The resistance to revisit the effectiveness of a social program may very well be because of an awareness of the intent of neocons like Grover Norquist.

You make a good argument to ban all government social programs if fear of competing ideology deters the people who run them from even testing from time to time to see if they actually achieve the desired results they set out to achieve. Imagine a company running various competing divisions this way, "We like your idea Tod, it's got great intentions, don't tell us if it works or not because that asshole over in corporate is looking to shut us down.". The smallest Mom & Pop biz has a means to test and a feed back mechanism to adjust their assumptions and methods. Let's try this, if it works, we keep it, if it doesn't we try something else. Losses in a market system tell you when you've done something that isn't working, they force you to try the next idea if your previous idea fails. The successful action comes from weeding out those actions which failed before it.
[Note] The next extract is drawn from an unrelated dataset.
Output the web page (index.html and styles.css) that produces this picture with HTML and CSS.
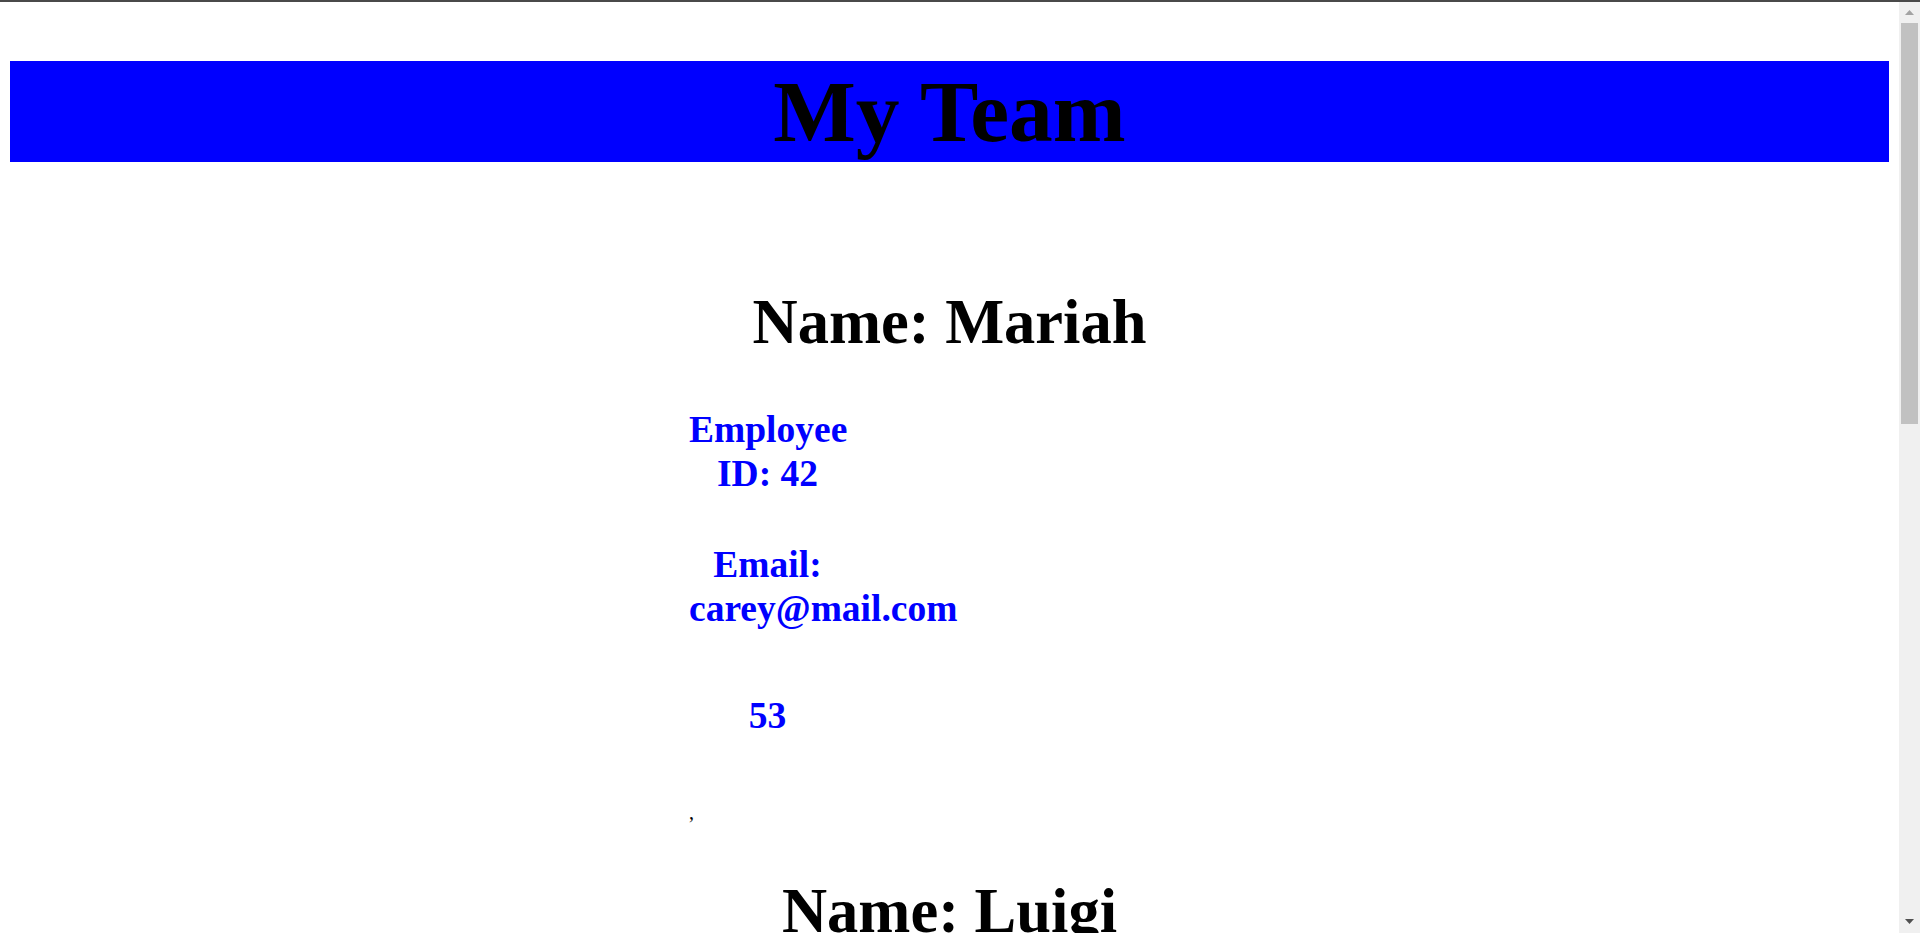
FILE: index.html
```html
<!DOCTYPE html>
<html lang="en">
<head>
<meta charset="utf-8">
<title>My Team</title>
<link rel="stylesheet" href="styles.css">
</head>
<body>
<div class="topline"></div>
<div class="window">
  <main class="page">
    <header class="banner">
      <h1 class="banner-title">My Team</h1>
    </header>
    <section class="card">
      <h2 class="name">Name: Mariah</h2>
      <div class="info">
        <p class="field field-id">Employee ID: 42</p>
        <p class="field field-email">Email: carey@mail.com</p>
        <p class="field field-office">53</p>
      </div>
      <p class="sep">,</p>
      <h2 class="name name-next">Name: Luigi</h2>
    </section>
  </main>
  <div class="scrollbar">
    <div class="sb-btn">
      <svg width="9" height="5" viewBox="0 0 9 5"><path d="M0 5 L4.5 0 L9 5 Z" fill="#a3a3a3"/></svg>
    </div>
    <div class="sb-track">
      <div class="sb-thumb"></div>
    </div>
    <div class="sb-btn sb-btn-down">
      <svg width="9" height="5" viewBox="0 0 9 5"><path d="M0 0 L9 0 L4.5 5 Z" fill="#505050"/></svg>
    </div>
  </div>
</div>
</body>
</html>
```

FILE: styles.css
```css
html, body {
  margin: 0;
  padding: 0;
  height: 933px;
  overflow: hidden;
  background: #ffffff;
}

body {
  display: flex;
  flex-direction: column;
  font-family: "Liberation Serif", "Times New Roman", serif;
}

.topline {
  height: 2px;
  background: #4a4a4a;
  flex: none;
}

.window {
  flex: 1;
  display: flex;
  flex-direction: row;
  min-height: 0;
}

.page {
  flex: 1;
  padding: 0 10px;
  overflow: hidden;
  display: flex;
  flex-direction: column;
}

.banner {
  margin-top: 59px;
  background: #0000ff;
  height: 101px;
  flex: none;
}

.banner-title {
  margin: 0;
  font-size: 87.5px;
  line-height: 101px;
  font-weight: bold;
  color: #000000;
  text-align: center;
}

.card {
  width: 521px;
  margin: 0 auto;
  display: flex;
  flex-direction: column;
  flex: none;
}

.name {
  margin: 124px 0 0;
  font-size: 62.5px;
  line-height: 72px;
  font-weight: bold;
  color: #000000;
  text-align: center;
  white-space: nowrap;
}

.name-next {
  margin-top: 51px;
}

.info {
  width: 157px;
  display: flex;
  flex-direction: column;
}

.field {
  margin: 0;
  font-size: 37.5px;
  line-height: 44px;
  font-weight: bold;
  color: #0000ff;
  text-align: center;
}

.field-id {
  margin-top: 50px;
}

.field-email {
  margin-top: 47px;
}

.field-office {
  margin-top: 63px;
}

.sep {
  margin: 63px 0 0;
  font-size: 20px;
  line-height: 23px;
  color: #000000;
}

.scrollbar {
  width: 21px;
  flex: none;
  background: #f0f0f0;
  display: flex;
  flex-direction: column;
}

.sb-btn {
  height: 21px;
  display: flex;
  align-items: center;
  justify-content: center;
  flex: none;
}

.sb-btn svg {
  display: block;
}

.sb-btn-down {
  height: 24px;
}

.sb-track {
  flex: 1;
  padding: 0 2px;
}

.sb-thumb {
  height: 401px;
  background: #c1c1c1;
}
```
They want to reform social security.

With government programs there is no point at which the loss or cost becomes too big. Social Security is a great example. It had wonderful intentions, let's give some of our poorest elderly a pension in their old age. In order to prevent a possibility of say 2% of the population of elderly citizens (a very real estimate from the 30s, when these programs were introduced) having to live out their last years in destitution ( a cheap and easy social problem to fund) we incrementally morph what started out as a modest charitable program into this massive program which sucks down 12.5% of everyone's income every single year of their working lives in order to pay them a pittance in old age. The program pays money to middle class and wealthy retired people and makes those same middle class people dependent on receiving those benefits who previously could live out their lives in no danger of being set out on the street. At the same time we take in a surplus that Congress raids every year to expand other programs and call the resulting IOUs a trust fund and pay it imaginary interest.
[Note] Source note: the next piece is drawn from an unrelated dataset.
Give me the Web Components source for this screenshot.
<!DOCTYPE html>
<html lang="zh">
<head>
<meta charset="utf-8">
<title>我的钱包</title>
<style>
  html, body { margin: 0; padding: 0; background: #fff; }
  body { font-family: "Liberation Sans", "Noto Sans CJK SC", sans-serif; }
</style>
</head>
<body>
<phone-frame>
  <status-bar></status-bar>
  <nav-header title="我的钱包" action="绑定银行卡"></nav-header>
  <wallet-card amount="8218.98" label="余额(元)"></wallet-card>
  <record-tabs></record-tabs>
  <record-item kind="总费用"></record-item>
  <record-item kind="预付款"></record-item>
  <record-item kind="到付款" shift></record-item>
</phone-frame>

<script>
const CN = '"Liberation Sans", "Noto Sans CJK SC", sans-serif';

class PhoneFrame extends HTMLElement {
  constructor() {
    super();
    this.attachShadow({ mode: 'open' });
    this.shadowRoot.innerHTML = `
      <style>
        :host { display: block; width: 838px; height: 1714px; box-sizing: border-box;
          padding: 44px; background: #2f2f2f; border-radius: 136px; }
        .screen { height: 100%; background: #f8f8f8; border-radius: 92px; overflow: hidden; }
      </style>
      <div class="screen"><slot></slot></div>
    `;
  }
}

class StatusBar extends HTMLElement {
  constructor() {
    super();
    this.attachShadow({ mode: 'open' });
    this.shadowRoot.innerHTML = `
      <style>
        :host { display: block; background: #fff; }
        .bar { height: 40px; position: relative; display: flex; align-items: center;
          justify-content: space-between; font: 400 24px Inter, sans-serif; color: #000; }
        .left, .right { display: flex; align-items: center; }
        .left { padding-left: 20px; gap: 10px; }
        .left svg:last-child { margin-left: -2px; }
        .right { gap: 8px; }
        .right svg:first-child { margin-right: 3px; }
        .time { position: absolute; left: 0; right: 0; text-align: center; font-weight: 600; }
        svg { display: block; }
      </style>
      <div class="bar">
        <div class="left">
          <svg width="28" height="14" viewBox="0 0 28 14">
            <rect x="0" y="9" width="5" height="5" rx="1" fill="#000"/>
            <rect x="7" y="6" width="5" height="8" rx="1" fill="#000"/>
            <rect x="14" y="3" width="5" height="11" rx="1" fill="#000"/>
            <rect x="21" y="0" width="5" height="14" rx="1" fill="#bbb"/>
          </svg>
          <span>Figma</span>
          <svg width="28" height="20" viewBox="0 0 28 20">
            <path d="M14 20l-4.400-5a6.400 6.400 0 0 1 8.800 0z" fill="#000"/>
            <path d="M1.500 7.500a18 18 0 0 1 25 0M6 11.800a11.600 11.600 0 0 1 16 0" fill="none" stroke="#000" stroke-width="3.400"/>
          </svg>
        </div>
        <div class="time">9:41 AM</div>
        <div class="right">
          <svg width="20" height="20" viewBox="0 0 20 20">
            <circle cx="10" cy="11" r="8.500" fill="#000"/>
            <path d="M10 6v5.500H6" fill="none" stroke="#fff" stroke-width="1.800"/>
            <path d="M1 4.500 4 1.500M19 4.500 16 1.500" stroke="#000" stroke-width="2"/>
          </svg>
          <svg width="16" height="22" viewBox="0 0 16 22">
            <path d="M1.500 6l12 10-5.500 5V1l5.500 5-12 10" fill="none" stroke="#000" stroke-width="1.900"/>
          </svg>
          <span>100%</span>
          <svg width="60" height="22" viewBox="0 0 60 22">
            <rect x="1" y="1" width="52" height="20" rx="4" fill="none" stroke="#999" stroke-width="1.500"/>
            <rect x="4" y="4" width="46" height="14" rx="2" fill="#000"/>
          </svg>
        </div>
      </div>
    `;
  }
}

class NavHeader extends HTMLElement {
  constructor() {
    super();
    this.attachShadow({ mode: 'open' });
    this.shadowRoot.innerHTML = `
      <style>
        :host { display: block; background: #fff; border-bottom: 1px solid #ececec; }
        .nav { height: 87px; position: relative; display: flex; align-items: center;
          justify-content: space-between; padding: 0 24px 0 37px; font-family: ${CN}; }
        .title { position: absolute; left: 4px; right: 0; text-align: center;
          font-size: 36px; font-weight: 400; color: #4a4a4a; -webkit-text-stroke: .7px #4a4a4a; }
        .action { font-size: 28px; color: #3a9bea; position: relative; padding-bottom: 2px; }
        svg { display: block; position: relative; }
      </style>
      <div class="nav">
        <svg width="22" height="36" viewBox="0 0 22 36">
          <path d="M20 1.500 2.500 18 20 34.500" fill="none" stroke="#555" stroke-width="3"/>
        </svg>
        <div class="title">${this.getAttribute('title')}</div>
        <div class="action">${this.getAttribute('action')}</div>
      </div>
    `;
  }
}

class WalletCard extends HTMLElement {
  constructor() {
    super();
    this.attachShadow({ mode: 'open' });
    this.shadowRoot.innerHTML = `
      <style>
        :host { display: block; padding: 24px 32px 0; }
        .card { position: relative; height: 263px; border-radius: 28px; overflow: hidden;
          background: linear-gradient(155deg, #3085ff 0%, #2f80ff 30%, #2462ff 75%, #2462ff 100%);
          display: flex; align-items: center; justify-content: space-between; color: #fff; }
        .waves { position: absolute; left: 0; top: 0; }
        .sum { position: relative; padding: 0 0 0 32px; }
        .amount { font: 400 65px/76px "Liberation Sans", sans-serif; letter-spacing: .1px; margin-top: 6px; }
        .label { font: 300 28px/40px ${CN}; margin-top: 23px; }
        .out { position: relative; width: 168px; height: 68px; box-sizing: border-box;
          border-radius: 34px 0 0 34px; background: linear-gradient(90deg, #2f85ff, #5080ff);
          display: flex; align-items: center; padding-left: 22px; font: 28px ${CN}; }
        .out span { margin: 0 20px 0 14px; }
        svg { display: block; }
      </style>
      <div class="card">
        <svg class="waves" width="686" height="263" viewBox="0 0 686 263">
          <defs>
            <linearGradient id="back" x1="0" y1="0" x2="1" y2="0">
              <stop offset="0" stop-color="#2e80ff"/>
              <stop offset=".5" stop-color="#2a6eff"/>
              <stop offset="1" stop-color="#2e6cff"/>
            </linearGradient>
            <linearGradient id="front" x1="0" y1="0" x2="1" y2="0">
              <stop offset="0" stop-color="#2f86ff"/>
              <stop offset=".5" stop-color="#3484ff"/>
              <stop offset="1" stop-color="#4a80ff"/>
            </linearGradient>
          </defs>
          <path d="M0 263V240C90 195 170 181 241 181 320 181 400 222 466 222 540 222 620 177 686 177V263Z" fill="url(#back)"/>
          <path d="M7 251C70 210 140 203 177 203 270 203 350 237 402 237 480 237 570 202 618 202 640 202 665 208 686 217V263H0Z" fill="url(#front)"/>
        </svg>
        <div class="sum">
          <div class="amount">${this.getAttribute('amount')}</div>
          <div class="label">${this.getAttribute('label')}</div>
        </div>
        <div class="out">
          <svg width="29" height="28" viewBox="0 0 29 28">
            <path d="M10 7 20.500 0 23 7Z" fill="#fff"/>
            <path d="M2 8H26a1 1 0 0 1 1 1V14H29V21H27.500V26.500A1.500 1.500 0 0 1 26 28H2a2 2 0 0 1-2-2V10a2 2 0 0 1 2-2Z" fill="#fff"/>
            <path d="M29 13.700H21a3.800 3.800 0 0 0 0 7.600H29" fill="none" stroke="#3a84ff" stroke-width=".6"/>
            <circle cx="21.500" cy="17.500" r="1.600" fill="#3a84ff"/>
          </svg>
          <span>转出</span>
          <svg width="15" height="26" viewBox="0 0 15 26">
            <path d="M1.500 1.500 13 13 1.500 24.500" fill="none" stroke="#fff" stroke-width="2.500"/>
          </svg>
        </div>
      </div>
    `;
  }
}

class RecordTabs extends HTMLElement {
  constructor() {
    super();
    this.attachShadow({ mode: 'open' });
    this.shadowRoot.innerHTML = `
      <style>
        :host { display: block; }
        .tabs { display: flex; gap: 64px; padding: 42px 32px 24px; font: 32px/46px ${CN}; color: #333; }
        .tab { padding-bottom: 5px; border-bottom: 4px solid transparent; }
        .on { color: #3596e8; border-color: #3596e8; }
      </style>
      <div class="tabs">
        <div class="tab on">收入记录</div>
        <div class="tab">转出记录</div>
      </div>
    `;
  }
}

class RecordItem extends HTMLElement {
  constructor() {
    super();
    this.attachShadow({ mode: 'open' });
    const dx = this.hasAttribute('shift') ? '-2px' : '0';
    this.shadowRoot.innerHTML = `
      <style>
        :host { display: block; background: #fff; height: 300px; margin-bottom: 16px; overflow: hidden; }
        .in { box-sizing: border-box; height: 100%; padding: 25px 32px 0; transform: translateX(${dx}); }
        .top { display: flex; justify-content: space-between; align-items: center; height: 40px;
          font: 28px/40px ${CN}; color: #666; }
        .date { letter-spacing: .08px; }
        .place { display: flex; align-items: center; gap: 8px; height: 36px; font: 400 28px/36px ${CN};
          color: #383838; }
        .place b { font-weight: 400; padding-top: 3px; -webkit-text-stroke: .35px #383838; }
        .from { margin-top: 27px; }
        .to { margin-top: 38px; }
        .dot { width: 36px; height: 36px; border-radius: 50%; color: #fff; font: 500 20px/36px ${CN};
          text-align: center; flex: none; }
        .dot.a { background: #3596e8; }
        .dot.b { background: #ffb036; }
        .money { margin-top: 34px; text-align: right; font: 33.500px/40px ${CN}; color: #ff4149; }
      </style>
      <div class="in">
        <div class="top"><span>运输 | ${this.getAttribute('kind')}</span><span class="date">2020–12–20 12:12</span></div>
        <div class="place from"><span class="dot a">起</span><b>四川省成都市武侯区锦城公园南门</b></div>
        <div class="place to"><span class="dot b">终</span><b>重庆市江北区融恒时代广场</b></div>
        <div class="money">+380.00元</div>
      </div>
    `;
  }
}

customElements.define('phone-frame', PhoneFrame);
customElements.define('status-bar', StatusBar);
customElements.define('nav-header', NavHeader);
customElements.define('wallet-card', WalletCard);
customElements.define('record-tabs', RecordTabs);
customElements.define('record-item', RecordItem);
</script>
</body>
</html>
Now the whole thing looks very much like a Ponzi scheme, with a Ponzi scheme's mathematical impossibility of paying anyone off but the early investors. You can't take $100 from a bunch of Peters to give $200 to Paul in the later stages of a Ponzi scheme, you simply run out of Peters.

How much you want to bet the end result will include a cut in benefits?


What is your solution? reduced nominal benefits? massive debt? means testing benefits? or tax and inflate those benefits away? Pick your poison.